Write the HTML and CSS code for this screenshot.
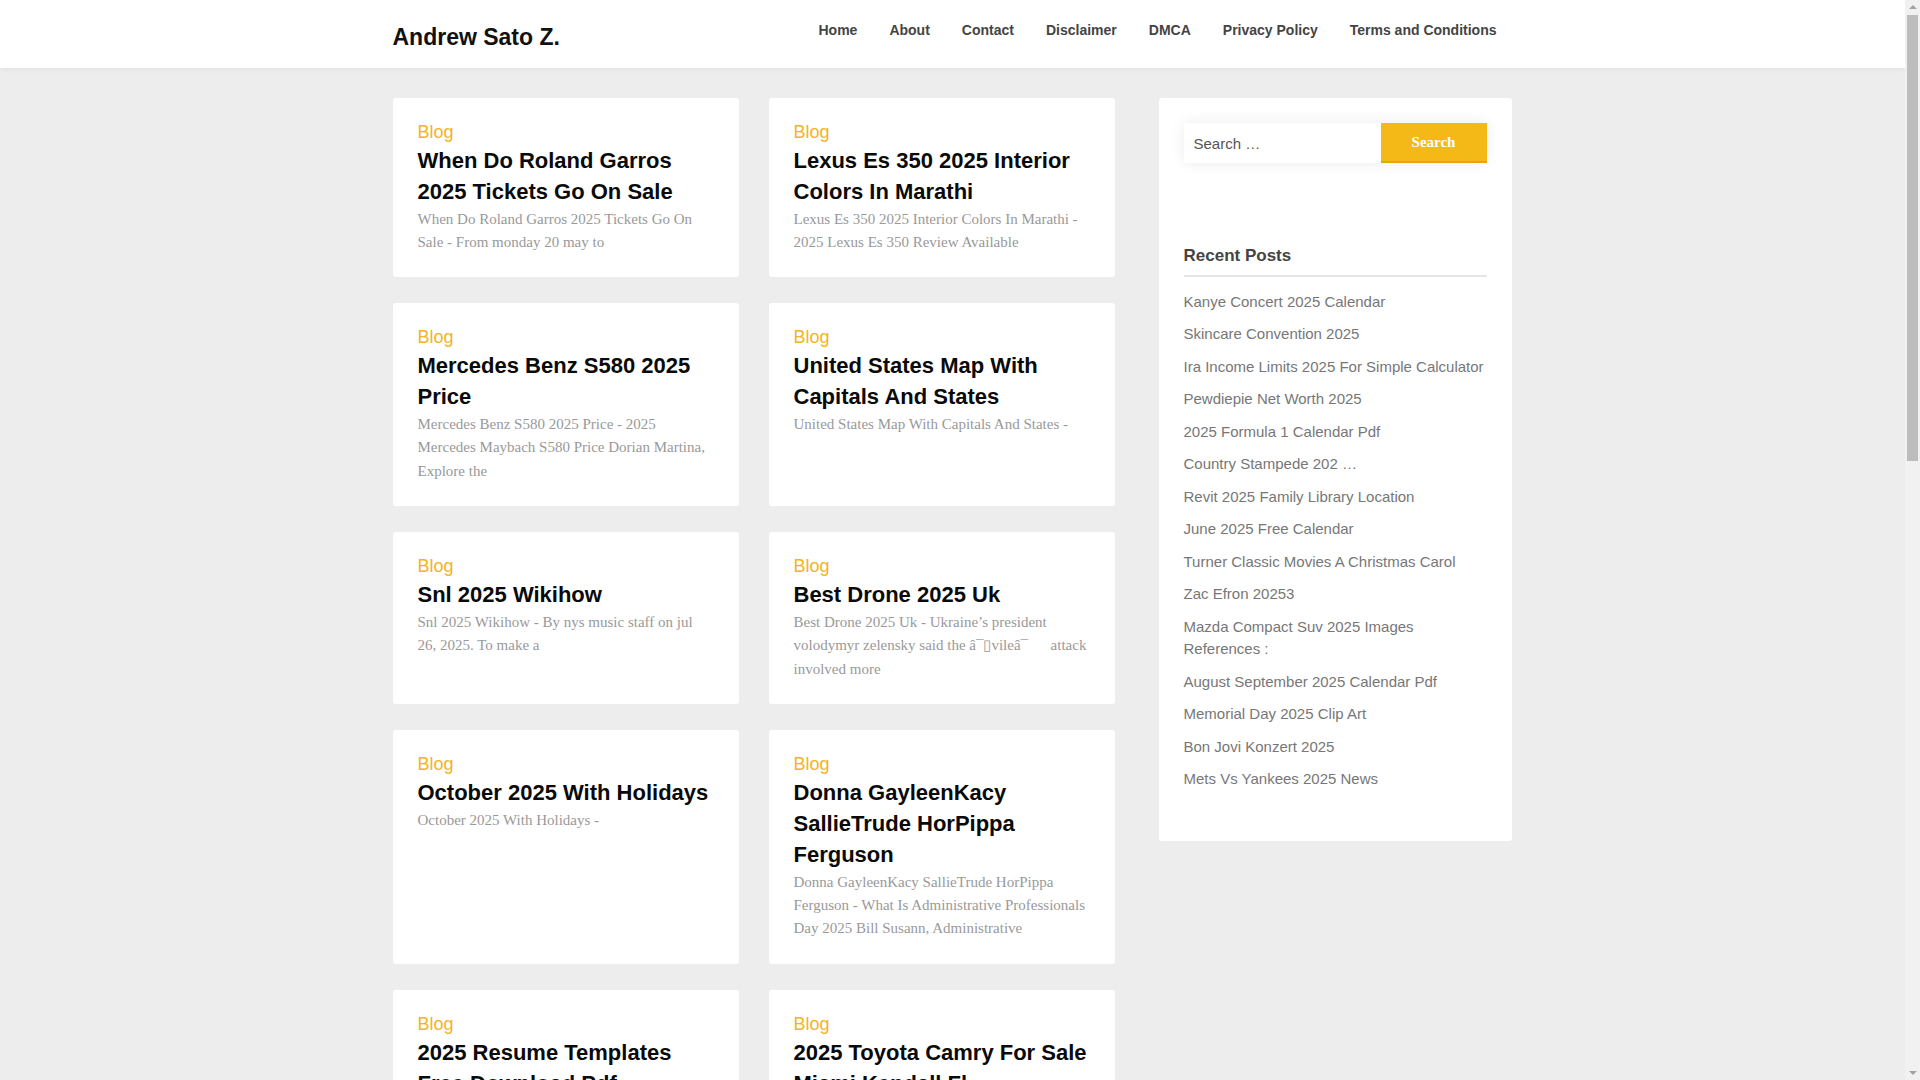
FILE: index.html
```html
<!DOCTYPE html>
<html lang="en">
<head>
<meta charset="utf-8">
<title>Andrew Sato Z.</title>
<link rel="stylesheet" href="styles.css">
</head>
<body>
<header class="site-header">
  <div class="container header-inner">
    <a class="logo" href="#">Andrew Sato Z.</a>
    <nav class="main-nav">
      <ul>
        <li><a href="#">Home</a></li>
        <li><a href="#">About</a></li>
        <li><a href="#">Contact</a></li>
        <li><a href="#">Disclaimer</a></li>
        <li><a href="#">DMCA</a></li>
        <li><a href="#">Privacy Policy</a></li>
        <li><a href="#">Terms and Conditions</a></li>
      </ul>
    </nav>
  </div>
</header>

<div class="container site-content">
  <main class="posts">
    <article class="card">
      <a class="cat" href="#">Blog</a>
      <h2 class="title">When Do Roland Garros 2025 Tickets Go On Sale</h2>
      <p class="excerpt">When Do Roland Garros 2025 Tickets Go On Sale - From monday 20 may to</p>
    </article>
    <article class="card">
      <a class="cat" href="#">Blog</a>
      <h2 class="title">Lexus Es 350 2025 Interior Colors In Marathi</h2>
      <p class="excerpt">Lexus Es 350 2025 Interior Colors In Marathi - 2025 Lexus Es 350 Review Available</p>
    </article>
    <article class="card">
      <a class="cat" href="#">Blog</a>
      <h2 class="title">Mercedes Benz S580 2025 Price</h2>
      <p class="excerpt">Mercedes Benz S580 2025 Price - 2025 Mercedes Maybach S580 Price Dorian Martina, Explore the</p>
    </article>
    <article class="card">
      <a class="cat" href="#">Blog</a>
      <h2 class="title">United States Map With Capitals And States</h2>
      <p class="excerpt">United States Map With Capitals And States -</p>
    </article>
    <article class="card">
      <a class="cat" href="#">Blog</a>
      <h2 class="title">Snl 2025 Wikihow</h2>
      <p class="excerpt">Snl 2025 Wikihow - By nys music staff on jul 26, 2025. To make a</p>
    </article>
    <article class="card">
      <a class="cat" href="#">Blog</a>
      <h2 class="title">Best Drone 2025 Uk</h2>
      <p class="excerpt">Best Drone 2025 Uk - Ukraine’s president volodymyr zelensky said the â¯▯vileâ¯&emsp;&ensp;attack involved more</p>
    </article>
    <article class="card">
      <a class="cat" href="#">Blog</a>
      <h2 class="title">October 2025 With Holidays</h2>
      <p class="excerpt">October 2025 With Holidays -</p>
    </article>
    <article class="card">
      <a class="cat" href="#">Blog</a>
      <h2 class="title">Donna GayleenKacy SallieTrude HorPippa Ferguson</h2>
      <p class="excerpt">Donna GayleenKacy SallieTrude HorPippa Ferguson - What Is Administrative Professionals Day 2025 Bill Susann, Administrative</p>
    </article>
    <article class="card">
      <a class="cat" href="#">Blog</a>
      <h2 class="title">2025 Resume Templates Free Download Pdf</h2>
      <p class="excerpt">2025 Resume Templates Free Download Pdf - Free resume templates to download in word and pdf</p>
    </article>
    <article class="card">
      <a class="cat" href="#">Blog</a>
      <h2 class="title">2025 Toyota Camry For Sale Miami Kendall Fl</h2>
      <p class="excerpt">2025 Toyota Camry For Sale Miami Kendall Fl - New 2025 toyota camry for sale in</p>
    </article>
    <article class="card">
      <a class="cat" href="#">Blog</a>
      <h2 class="title">Easter 2025 Date Uk</h2>
      <p class="excerpt">Easter 2025 Date Uk - Easter sunday falls on 20 april in 2025, which means</p>
    </article>
    <article class="card">
      <a class="cat" href="#">Blog</a>
      <h2 class="title">Nfl Draft 2025 Mock Draft</h2>
      <p class="excerpt">Nfl Draft 2025 Mock Draft - The 2025 nfl draft is set to take place</p>
    </article>
    <article class="card">
      <a class="cat" href="#">Blog</a>
      <h2 class="title">Chinese New Year 2025 Animal</h2>
      <p class="excerpt">Chinese New Year 2025 Animal - The year of the snake begins on january 29</p>
    </article>
    <article class="card">
      <a class="cat" href="#">Blog</a>
      <h2 class="title">Honda Civic 2025 Price In Pakistan</h2>
      <p class="excerpt">Honda Civic 2025 Price In Pakistan - Latest prices and variants of the</p>
    </article>
    <article class="card">
      <a class="cat" href="#">Blog</a>
      <h2 class="title">Spring Break 2025 Dates Florida</h2>
      <p class="excerpt">Spring Break 2025 Dates Florida - Most schools in florida take their break in</p>
    </article>
    <article class="card">
      <a class="cat" href="#">Blog</a>
      <h2 class="title">Toyota Tacoma 2025 Release Date</h2>
      <p class="excerpt">Toyota Tacoma 2025 Release Date - The new tacoma arrives at dealers this</p>
    </article>
    <article class="card">
      <a class="cat" href="#">Blog</a>
      <h2 class="title">Ford Bronco 2025 Colors</h2>
      <p class="excerpt">Ford Bronco 2025 Colors - Explore the full palette of exterior paint options</p>
    </article>
    <article class="card">
      <a class="cat" href="#">Blog</a>
      <h2 class="title">Memorial Day Weekend 2025 Events</h2>
      <p class="excerpt">Memorial Day Weekend 2025 Events - Parades, concerts and fireworks across the</p>
    </article>
    <article class="card">
      <a class="cat" href="#">Blog</a>
      <h2 class="title">Taylor Swift Tour Dates 2025</h2>
      <p class="excerpt">Taylor Swift Tour Dates 2025 - All the confirmed stops on the</p>
    </article>
    <article class="card">
      <a class="cat" href="#">Blog</a>
      <h2 class="title">Best Budget Laptops 2025 Uk</h2>
      <p class="excerpt">Best Budget Laptops 2025 Uk - Our pick of the cheapest laptops worth</p>
    </article>
  </main>

  <aside class="sidebar">
    <div class="widget-box">
      <form class="search-form" action="#" onsubmit="return false">
        <input class="search-field" type="search" placeholder="Search …">
        <button class="search-submit" type="submit">Search</button>
      </form>
      <h3 class="widget-title">Recent Posts</h3>
      <ul class="recent">
        <li><a href="#">Kanye Concert 2025 Calendar</a></li>
        <li><a href="#">Skincare Convention 2025</a></li>
        <li><a href="#">Ira Income Limits 2025 For Simple Calculator</a></li>
        <li><a href="#">Pewdiepie Net Worth 2025</a></li>
        <li><a href="#">2025 Formula 1 Calendar Pdf</a></li>
        <li><a href="#">Country Stampede 202 …</a></li>
        <li><a href="#">Revit 2025 Family Library Location</a></li>
        <li><a href="#">June 2025 Free Calendar</a></li>
        <li><a href="#">Turner Classic Movies A Christmas Carol</a></li>
        <li><a href="#">Zac Efron 20253</a></li>
        <li><a href="#">Mazda Compact Suv 2025 Images References :</a></li>
        <li><a href="#">August September 2025 Calendar Pdf</a></li>
        <li><a href="#">Memorial Day 2025 Clip Art</a></li>
        <li><a href="#">Bon Jovi Konzert 2025</a></li>
        <li><a href="#">Mets Vs Yankees 2025 News</a></li>
      </ul>
    </div>
  </aside>
</div>

<footer class="site-footer">
  <div class="container footer-inner">Copyright © 2025 Andrew Sato Z.. All rights reserved.</div>
</footer>

<div class="scrollbar" aria-hidden="true">
  <span class="sb-arrow sb-up"></span>
  <span class="sb-thumb"></span>
  <span class="sb-arrow sb-down"></span>
</div>
</body>
</html>
```

FILE: styles.css
```css
* {
  box-sizing: border-box;
}

html,
body {
  margin: 0;
  padding: 0;
}

body {
  padding-right: 15px;
  background: #ededed;
  font-family: "Liberation Sans", Arial, sans-serif;
  color: #444;
}

a {
  text-decoration: none;
  color: inherit;
}

.container {
  width: 1120px;
  margin: 0 auto;
}

/* Header */
.site-header {
  background: #fff;
  height: 68px;
  box-shadow: 0 1px 6px rgba(0, 0, 0, 0.06);
  position: relative;
  z-index: 1;
}

.header-inner {
  display: flex;
  justify-content: space-between;
  align-items: flex-start;
  height: 100%;
}

.logo {
  margin-top: 24px;
  font-size: 23px;
  line-height: 27.6px;
  font-weight: 700;
  color: #111;
}

.main-nav ul {
  list-style: none;
  margin: 0;
  padding: 0;
  display: flex;
}

.main-nav a {
  display: block;
  padding: 20px 16px 0;
  font-size: 14px;
  line-height: 20px;
  font-weight: 700;
  color: #444;
}

/* Content */
.site-content {
  display: flex;
  align-items: flex-start;
  padding-top: 30px;
  padding-bottom: 40px;
}

.posts {
  width: 722px;
  display: grid;
  grid-template-columns: 346px 346px;
  column-gap: 30px;
  row-gap: 26px;
}

.card {
  background: #fff;
  border-radius: 3px;
  padding: 20px 25px 23px;
}

.cat {
  display: block;
  font-size: 18px;
  line-height: 28px;
  color: #f5b325;
}

.title {
  margin: 0;
  font-size: 22px;
  line-height: 30.8px;
  font-weight: 700;
  color: #0a0a0a;
}

.excerpt {
  margin: 0;
  font-family: "Liberation Serif", "Times New Roman", serif;
  font-size: 15px;
  line-height: 23.4px;
  color: #999;
}

/* Sidebar */
.sidebar {
  width: 353px;
  margin-left: 44px;
}

.widget-box {
  background: #fff;
  border-radius: 3px;
  padding: 25px;
}

.search-form {
  display: flex;
  height: 40px;
  margin: 0 0 80px;
  box-shadow: 0 0 15px rgba(0, 0, 0, 0.08);
  border-radius: 2px;
}

.search-field {
  flex: 1;
  min-width: 0;
  border: 0;
  padding: 0 10px;
  background: #fff;
  font: 15px "Liberation Sans", Arial, sans-serif;
  color: #555;
  outline: none;
  -webkit-appearance: none;
  appearance: none;
}

.search-field::placeholder {
  color: #555;
  opacity: 1;
}

.search-submit {
  width: 106px;
  border: 0;
  border-bottom: 2px solid #e1a70f;
  background: #f4b917;
  color: #fff;
  font: 700 15px "Liberation Serif", "Times New Roman", serif;
  padding: 0;
  cursor: pointer;
}

.widget-title {
  margin: 0;
  padding-bottom: 6px;
  border-bottom: 2px solid #e6e6e6;
  font-size: 17px;
  line-height: 25.5px;
  font-weight: 700;
  color: #444;
}

.recent {
  list-style: none;
  margin: 9px 0 20px;
  padding: 0;
}

.recent li {
  padding: 5px 0;
  font-size: 15px;
  line-height: 22.5px;
  color: #777;
}

/* Footer */
.site-footer {
  background: #fff;
  padding: 24px 0;
}

.footer-inner {
  font-size: 14px;
  line-height: 20px;
  color: #777;
  text-align: center;
}

/* Browser scrollbar drawn over the right edge */
.scrollbar {
  position: fixed;
  top: 0;
  right: 0;
  width: 15px;
  height: 100vh;
  background: #f1f1f1;
  z-index: 10;
}

.sb-thumb {
  position: absolute;
  top: 15px;
  left: 2px;
  width: 11px;
  height: 446px;
  background: #bdbdbd;
}

.sb-arrow {
  position: absolute;
  left: 4px;
  width: 0;
  height: 0;
  border-left: 4px solid transparent;
  border-right: 4px solid transparent;
}

.sb-up {
  top: 5px;
  border-bottom: 4px solid #a3a3a3;
}

.sb-down {
  bottom: 5px;
  border-top: 4px solid #a3a3a3;
}
```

====

AIM: Lines that include the word "this" — how many are there in the data? Answer with the number alone.

THE SOLUTION: 2